Vogel, who represents the Winchester area, called Byrd’s racist actions and views “a great stain” on his career and “a great embarrassment,” but she encouraged senators to “consider his life in its entirety” and his contributions to the state.

Vogel said Byrd also left a significant legacy in how Virginia operates — in developing its highway system and its pay-as-you-go tradition in order to avoid debt, and that he was instrumental in the creation of Shenandoah National Park, Skyline Drive and the Blue Ridge Parkway.
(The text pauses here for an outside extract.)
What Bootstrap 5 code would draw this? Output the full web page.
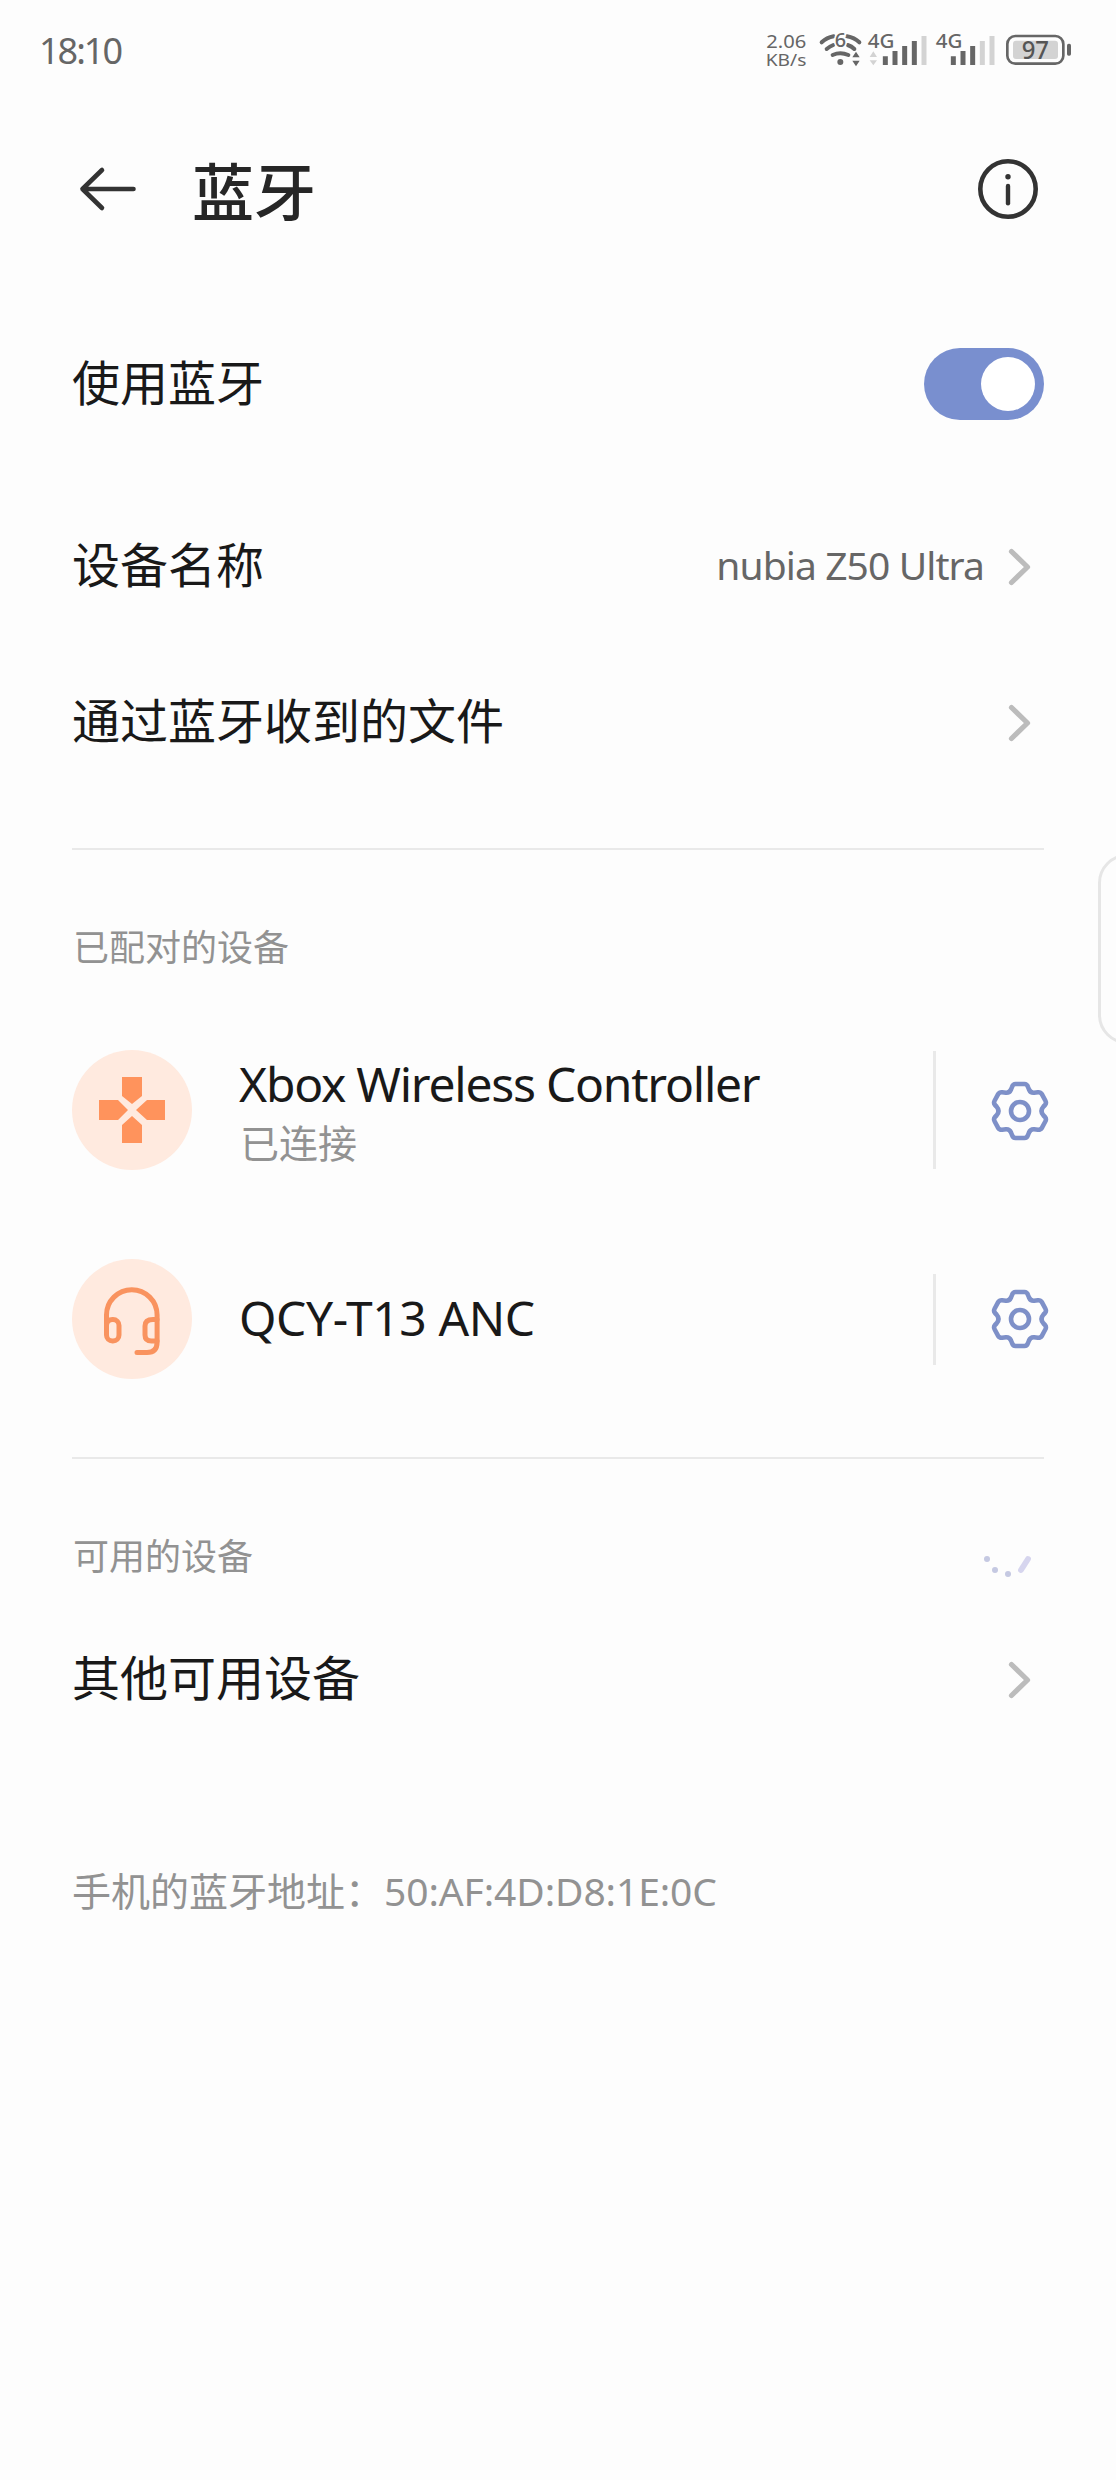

Senate Majority Leader Dick Saslaw, D-Fairfax, told senators that focusing on other aspects of Byrd’s legacy is “almost like saying, ‘Other than that, Mrs. Lincoln, how’d you enjoy the play?’ “

Sen. David Suetterlein, R-Roanoke, said it was fitting that the Senate was voting to remove Byrd’s statue a day before the 65th anniversary of Byrd calling for Massive Resistance. Suetterlein said there is no way to contextualize the statue and there is no benefit to keeping it in Capitol Square.

Suetterlein said it is no coincidence that Byrd’s political machine collapsed after Congress passed the Voting Rights Act of 1965 and the U.S. Supreme Court struck down poll taxes in 1966 as unconstitutional.

Locke said she, Del. Delores McQuinn, D-Richmond, and Del. Jeion Ward, D-Hampton, call themselves “Brown babies” because they were born in 1954, the year the Supreme Court ruled in Brown v. Board of Education that government-segregated schools are unconstitutional.

Locke said a member of the state Senate still deals with the vestiges of Virginia officials’ decisions to close certain schools rather than to desegregate.

That lasting pain lingers because Byrd “decided that Black folks should not go to school, should not be educated, should not have the benefit of an education,” Locke said.

“All other things aside,” Locke said, “he orchestrated Massive Resistance and he does not deserve a place on Capitol Square.”